Gold has long held a unique role in the global economy not as a currency, but as a store of value.


When inflation rises, the purchasing power of fiat currencies tends to erode. In such environments, investors historically turn to gold as a hedge against declining currency value.


This perception isn't rooted in myth; it's based on decades of economic patterns where inflation shocks have triggered capital flows into precious metals. However, the gold-inflation dynamic in 2025 is more nuanced than past cycles, shaped by central bank policies, global volatility, and changing investor psychology.


Why Gold Responds to Inflationary Pressure


Inflation directly influences real interest rates, the returns on government bonds after accounting for inflation. When real interest rates fall, the opportunity cost of holding gold decreases, since gold does not generate yield. This often prompts an increase in gold demand, driving up prices.


Inflation in 2025: A Complex Catalyst


Inflation in 2025 remains persistent across several major economies, fueled by sustained supply chain fragility, high energy costs, and wage growth that continues to outpace productivity.

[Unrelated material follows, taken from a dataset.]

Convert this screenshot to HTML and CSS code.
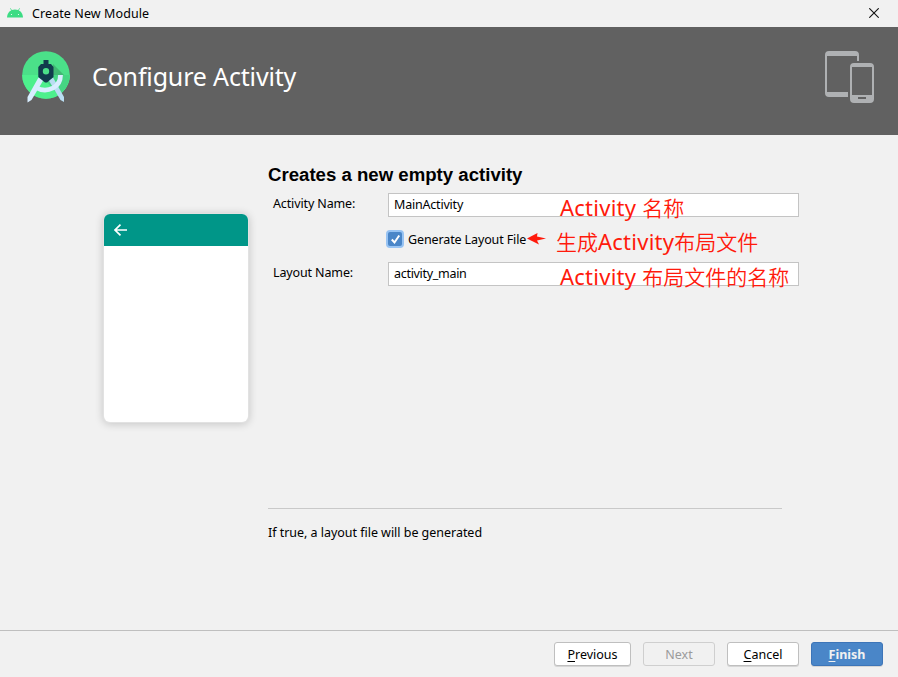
FILE: index.html
```html
<!DOCTYPE html>
<html lang="en">
<head>
<meta charset="utf-8">
<title>Create New Module</title>
<link rel="stylesheet" href="styles.css">
</head>
<body>
<div class="dialog">
  <div class="titlebar">
    <svg class="android" width="16" height="10" viewBox="0 0 16 10"><path d="M3.400.3 5 3M12.600.3 11 3" stroke="#3ddc84" stroke-width=".8"/><path d="M0 9.500C.3 4.500 3.600 1.600 8 1.600s7.700 2.900 8 7.900z" fill="#3ddc84"/><circle cx="4.500" cy="6.500" r=".6" fill="#fff"/><circle cx="11.500" cy="6.500" r=".6" fill="#fff"/></svg>
    <span class="caption">Create New Module</span>
    <svg class="close" width="10" height="10" viewBox="0 0 10 10"><path d="M.3.300 9.700 9.700M9.700.3.3 9.700" stroke="#111" stroke-width="1.100"/></svg>
  </div>
  <header class="banner">
    <svg class="logo" width="48" height="53" viewBox="0 0 48 53">
      <circle cx="24" cy="24" r="23.800" fill="#4be089"/>
      <path d="M.2 24a23.800 23.800 0 0 0 47.600 0z" fill="#4df08d"/>
      <path d="M31 14 41 24h6.800A24 24 0 0 1 36 44L24 30z" fill="#45d583"/>
      <path d="M31 13 42 24H31z" fill="#40b873"/>
      <path d="M26.500 29l4.500-2.500L42 46v5l-3.500-2z" fill="#b9ddf2"/>
      <path d="M16.500 26.500 21.500 29 9.500 49 5.500 51.500V46z" fill="#d8edff"/>
      <path d="M14 36.500Q22.500 41.500 31 37 38.500 33 38.500 24" fill="none" stroke="#d8edff" stroke-width="4.800"/>
      <path fill-rule="evenodd" d="M21.500 9h5v4H29l2.500 3v10L25 31.500h-2L16.300 26V16l2.700-3h2.500zM24 17a3.200 3.200 0 1 0 0 6.400A3.200 3.200 0 0 0 24 17z" fill="#113b4d"/>
    </svg>
    <h1>Configure Activity</h1>
    <svg class="devices" width="49" height="52" viewBox="0 0 49 52" fill="#afb1b3">
      <path fill-rule="evenodd" d="M4 0h26a4 4 0 0 1 4 4v6h-2V5H2v36h21v5H4a4 4 0 0 1-4-4V4a4 4 0 0 1 4-4z"/>
      <path fill-rule="evenodd" d="M29 12h16a4 4 0 0 1 4 4v32a4 4 0 0 1-4 4H29a4 4 0 0 1-4-4V16a4 4 0 0 1 4-4zM27 16v28h20V16zM33 46v2h8v-2z"/>
    </svg>
  </header>
  <main class="content">
    <div class="preview">
      <div class="appbar"><svg width="13" height="12" viewBox="0 0 13 12"><path d="M6.500.6 1 6l5.500 5.400M1 6h12" fill="none" stroke="#fff" stroke-width="1.700"/></svg></div>
    </div>
    <section class="settings">
      <h2>Creates a new empty activity</h2>
      <div class="row"><span class="label">Activity Name:</span><div class="field">MainActivity</div><span class="note n1">Activity <b>名称</b></span></div>
      <div class="checkrow"><span class="check"><svg width="13" height="13" viewBox="0 0 13 13"><path d="M2.800 6.500 5.500 9.500 10.200 2.500" fill="none" stroke="#fff" stroke-width="2"/></svg></span><span class="gen">Generate Layout File</span>
        <svg class="arrow" width="19" height="12" viewBox="0 0 19 12"><path d="M0 5.500 10.500 0 10 3.500 19 5.500 10 7.500 12 11.500z" fill="#ff1a0c"/></svg><span class="note n2"><b>生成</b>Activity<b>布局文件</b></span></div>
      <div class="row"><span class="label">Layout Name:</span><div class="field under">activity_main</div><span class="note n3">Activity <b>布局文件的名称</b></span></div>
      <p class="help">If true, a layout file will be generated</p>
    </section>
  </main>
  <footer class="actions">
    <button class="prev"><u>P</u>revious</button><button disabled>Next</button><button><u>C</u>ancel</button><button class="primary"><u>F</u>inish</button>
  </footer>
</div>
</body>
</html>
```
FILE: styles.css
```css
* { box-sizing: border-box; }
body { margin: 0; background: #f1f1f1; color: #000; font: 12.5px/18px "Noto Sans", "Noto Sans CJK SC", sans-serif; }
.dialog { width: 898px; height: 677px; display: flex; flex-direction: column; overflow: hidden; }
.titlebar { height: 27px; flex: none; display: flex; align-items: center; padding: 0 19px 0 7px; }
.android { margin: 0 9px 1px 0; }
.close { margin-bottom: 1px; }
.caption { flex: 1; letter-spacing: .09px; }
.banner { height: 108px; flex: none; background: #616161; display: flex; align-items: flex-start; padding: 24px 24px 0 22px; color: #fff; }
h1 { flex: 1; margin: 7px 0 0 22px; font-size: 25px; line-height: 36px; font-weight: 400; letter-spacing: -.16px; }
.content { flex: 1; display: flex; align-items: flex-start; padding: 30px 0 0 104px; }
.preview { width: 144px; height: 208px; margin-top: 49px; border-radius: 6px; background: #fff; overflow: hidden; box-shadow: 0 0 0 1px #e2e2e2, 0 1px 8px 1px #00000030; }
.appbar { height: 32px; background: #009688; padding: 10px; line-height: 0; }
.settings { width: 531px; margin-left: 20px; display: flex; flex-direction: column; }
h2 { margin: 0 0 8px; font: bold 18.62px/20px "Liberation Sans", Arial, sans-serif; }
.row { position: relative; display: flex; height: 24px; padding-left: 5px; }
.label { width: 115px; line-height: 21px; letter-spacing: -.13px; }
.field { width: 411px; height: 24px; background: #fff; border: 1px solid #c4c4c4; padding-left: 5px; line-height: 22px; letter-spacing: -.2px; }
.under { letter-spacing: -.3px; }
.checkrow { position: relative; height: 45px; display: flex; align-items: center; padding-left: 118px; }
.check { width: 18px; height: 18px; margin-bottom: 1px; border-radius: 4px; background: #4a86c8; border: 2.5px solid #97c3f3; display: grid; place-items: center; margin-right: 4px; }
.gen { letter-spacing: -.12px; }
.arrow { margin-left: 1px; margin-bottom: 1px; }
.note { position: absolute; color: #ff1a0c; font-size: 22px; line-height: 28px; letter-spacing: .25px; white-space: nowrap; }
.note b { font-family: "Noto Sans CJK SC", sans-serif; font-size: 21px; font-weight: 350; letter-spacing: 0; }
.n1, .n3 { left: 292px; top: 0; }
.n2 { left: 288px; top: 10px; }
.help { width: 514px; margin: 222px 0 0; padding-top: 15px; border-top: 1px solid #c9c9c9; letter-spacing: -.03px; }
.actions { height: 47px; flex: none; border-top: 1px solid #bfbfbf; display: flex; justify-content: flex-end; gap: 12px; padding: 11px 15px 0 0; }
button { width: 72px; height: 24px; padding: 1px 0 0; border: 1px solid #bfbfbf; border-radius: 3px; background: #fff; color: #000; font: inherit; box-shadow: 0 1px 0 #d6d6d6; }
.prev { width: 77px; }
button:disabled { background: #f1f1f1; border-color: #cfcfcf; color: #9b9b9b; box-shadow: none; }
.primary { background: #4a86c8; border-color: #3d75b8; color: #f1f1f1; font-weight: 700; }
u { text-underline-offset: 2px; }
```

In this environment, gold has reasserted its position as a strategic asset, particularly among investors concerned about long-term price stability.

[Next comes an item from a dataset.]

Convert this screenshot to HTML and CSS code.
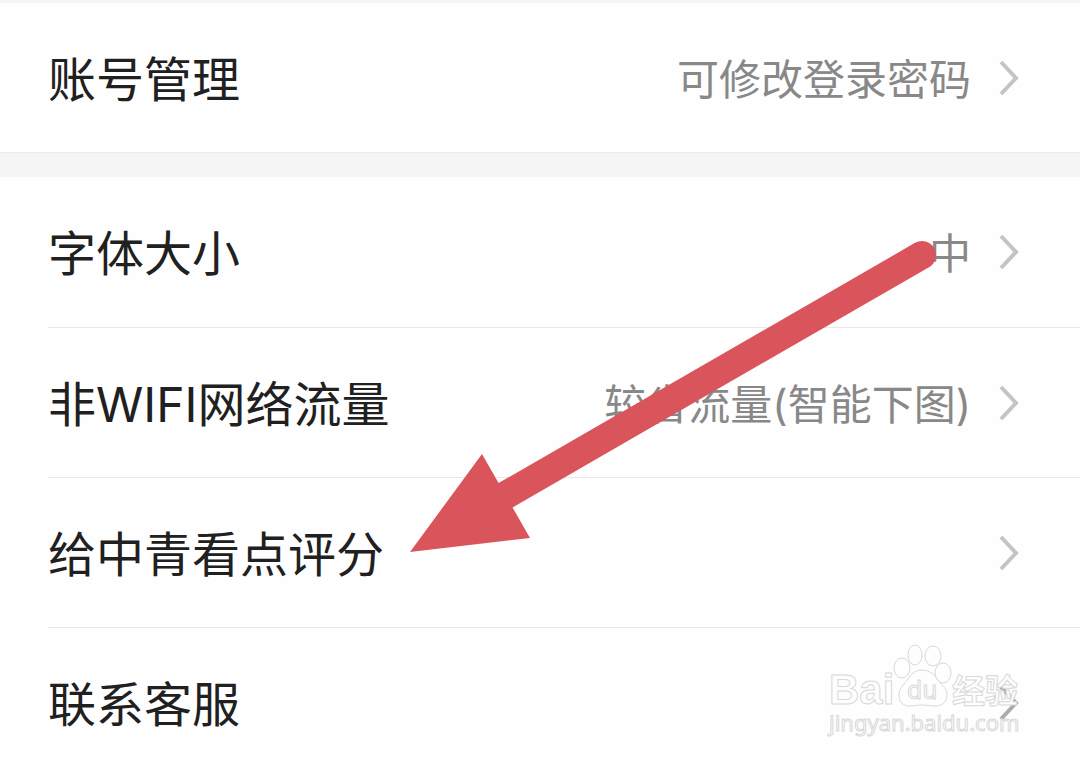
FILE: index.html
```html
<!DOCTYPE html>
<html lang="zh-CN">
<head>
<meta charset="utf-8">
<meta name="viewport" content="width=device-width, initial-scale=1">
<title>设置</title>
<link rel="stylesheet" href="styles.css">
</head>
<body>
<main class="settings">
  <ul class="group">
    <li class="item"><button class="row" type="button">
      <span class="label">账号管理</span><span class="value">可修改登录密码</span>
      <svg class="chevron" viewBox="0 0 20 36" aria-hidden="true"><path d="M2 2 17 18 2 34"/></svg>
    </button></li>
  </ul>
  <ul class="group">
    <li class="item"><button class="row" type="button">
      <span class="label">字体大小</span><span class="value">中</span>
      <svg class="chevron" viewBox="0 0 20 36" aria-hidden="true"><path d="M2 2 17 18 2 34"/></svg>
    </button></li>
    <li class="item"><button class="row" type="button">
      <span class="label">非WIFI网络流量</span><span class="value">较省流量(智能下图)</span>
      <svg class="chevron" viewBox="0 0 20 36" aria-hidden="true"><path d="M2 2 17 18 2 34"/></svg>
    </button></li>
    <li class="item"><button class="row" type="button">
      <span class="label">给中青看点评分</span>
      <svg class="chevron" viewBox="0 0 20 36" aria-hidden="true"><path d="M2 2 17 18 2 34"/></svg>
    </button></li>
    <li class="item"><button class="row" type="button">
      <span class="label">联系客服</span>
      <svg class="chevron chevron-dark" viewBox="0 0 20 36" aria-hidden="true"><path d="M2 2 17 18 2 34"/></svg>
    </button></li>
  </ul>

  <svg class="arrow" viewBox="0 0 530 316" aria-hidden="true">
    <path class="arrow-shaft" d="M96 257 512 17"/>
    <path class="arrow-head" d="M0 314 72 216 120 300Z"/>
  </svg>

  <svg class="watermark" viewBox="0 0 200 100" role="img" aria-label="Baidu 经验">
    <text class="mark mark-bai" x="5" y="64">Bai</text>
    <g class="mark">
      <ellipse cx="78" cy="28" rx="8" ry="10"/>
      <ellipse cx="91" cy="15" rx="7" ry="10"/>
      <ellipse cx="109" cy="16" rx="8" ry="10"/>
      <ellipse cx="119" cy="33" rx="8" ry="10"/>
      <path d="M98 30C91 30 87 34 84 39C81 44 75 47 75 55C75 62 79 66 86 66C91 66 94 65 98 65C103 65 106 66 111 66C118 66 123 62 123 55C123 47 116 44 113 39C110 34 105 30 98 30Z"/>
    </g>
    <text class="mark mark-du" x="83" y="59">du</text>
    <text class="mark mark-cn" x="128" y="63">经验</text>
    <text class="mark mark-url" x="5" y="91">jingyan.baidu.com</text>
  </svg>
</main>
</body>
</html>
```
FILE: styles.css
```css
* { box-sizing: border-box; }

body {
  margin: 0;
  background: #fefefe;
  font-family: Inter, "Noto Sans CJK SC", sans-serif;
}

.settings {
  position: relative;
  min-height: 100vh;
  overflow: hidden;
  border-top: 3px solid #f5f5f5;
}

.group {
  margin: 0;
  padding: 0;
  list-style: none;
}

.group:first-child { border-bottom: 1px solid #ebebeb; }

.group + .group { border-top: 24px solid #f5f5f5; }

.item + .item::before {
  content: "";
  display: block;
  height: 1px;
  margin-left: 48px;
  background: #e8e8e8;
}

.row {
  display: flex;
  align-items: center;
  gap: 28px;
  width: 100%;
  height: 149px;
  padding: 0 61px 0 48px;
  border: 0;
  background: transparent;
  font-family: inherit;
  text-align: left;
}

.group + .group .item:first-child .row { height: 150px; }

.label,
.value {
  padding-top: 4px;
  white-space: nowrap;
}

.label {
  flex: 1;
  color: #202020;
  font-size: 48px;
  line-height: 72px;
}

.value {
  color: #888;
  font-size: 42px;
  line-height: 64px;
}

.chevron {
  flex: none;
  width: 20px;
  height: 36px;
  fill: none;
  stroke: #c4c4c4;
  stroke-width: 4;
}

.chevron-dark { stroke: #aaa; }

.arrow {
  position: absolute;
  top: 235px;
  left: 410px;
  width: 530px;
  height: 316px;
  pointer-events: none;
}

.arrow-shaft {
  fill: none;
  stroke: #da555b;
  stroke-width: 28;
  stroke-linecap: round;
}

.arrow-head { fill: #da555b; }

.watermark {
  position: absolute;
  top: 637px;
  right: 56px;
  width: 200px;
  height: 100px;
  pointer-events: none;
}

.mark {
  fill: #fefefe;
  stroke: #d8d8d8;
  stroke-width: 1;
}

.mark-bai { font: bold 42px "Liberation Sans", sans-serif; }
.mark-du { font: 24px "DejaVu Sans", sans-serif; }
.mark-cn { font: bold 33px "Noto Sans CJK SC", sans-serif; }
.mark-url { font: 22px "Noto Sans", sans-serif; }
```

One of the key shifts in this cycle is the role of institutional investors, who are incorporating gold into portfolios not just for inflation hedging, but also for diversification in a low-trust macroeconomic setting. This behavioral change is adding a structural tailwind to gold, beyond the traditional retail flows.


Investor Psychology: Sentiment as a Price Driver


While economic theory provides a strong foundation for understanding how inflation affects gold, investor sentiment often dictates short- and medium-term price swings. When inflation expectations surge, even ahead of official data, demand for gold tends to rise as a preemptive move.


However, sentiment can be fragile. If inflation appears to be peaking, or if confidence in central bank policy grows, gold may lose favor at least temporarily. The challenge for investors is deciphering whether gold's movements reflect genuine inflation fears or broader macro uncertainty.


It's also worth noting that in 2025, gold's role is expanding beyond just a hedge. It's now being viewed as a buffer and a safeguard against monetary instability—particularly in a world where digital assets remain volatile and fiat currencies face pressure from inflation.


External Forces That Modify the Gold-Inflation Link


While inflation is a primary catalyst, it's not the only variable influencing gold prices. Currency strength, particularly of the U.S. dollar, acts as a powerful counterweight. A stronger dollar often suppresses gold prices, as gold becomes more expensive for foreign buyers.


Another factor is the pace and clarity of monetary policy.


When central banks send mixed signals or reverse course abruptly, markets can become reactive. In 2025, central bank communications are being scrutinized more closely than ever, especially after several policy errors in previous years that led to inflation underestimation.


Moreover, global tensions and capital controls in certain economies have revived interest in tangible stores of wealth, further linking inflation fears with gold accumulation trends.


Rick Kanda – Managing Director, The Gold Bullion Company, explains the influence of inflation on gold prices: "When it comes to the price of gold, inflation is extremely influential. Gold typically performs well in economic uncertainty caused by global conflicts and tariffs, and inflation is one variable where this is the same."


Gold remains deeply intertwined with inflation expectations, but the relationship is not linear nor guaranteed. Its role in modern finance is evolving, it now reflects a broader skepticism about currency stability, institutional credibility, and long-term economic predictability.


Investors looking to navigate the 2025 inflation environment must consider gold's performance in context not as a silver, but as part of a multi-dimensional response to complex financial conditions. As inflation dynamics evolve, so too does the behavior of gold, making it a fascinating and vital asset class for serious financial analysis.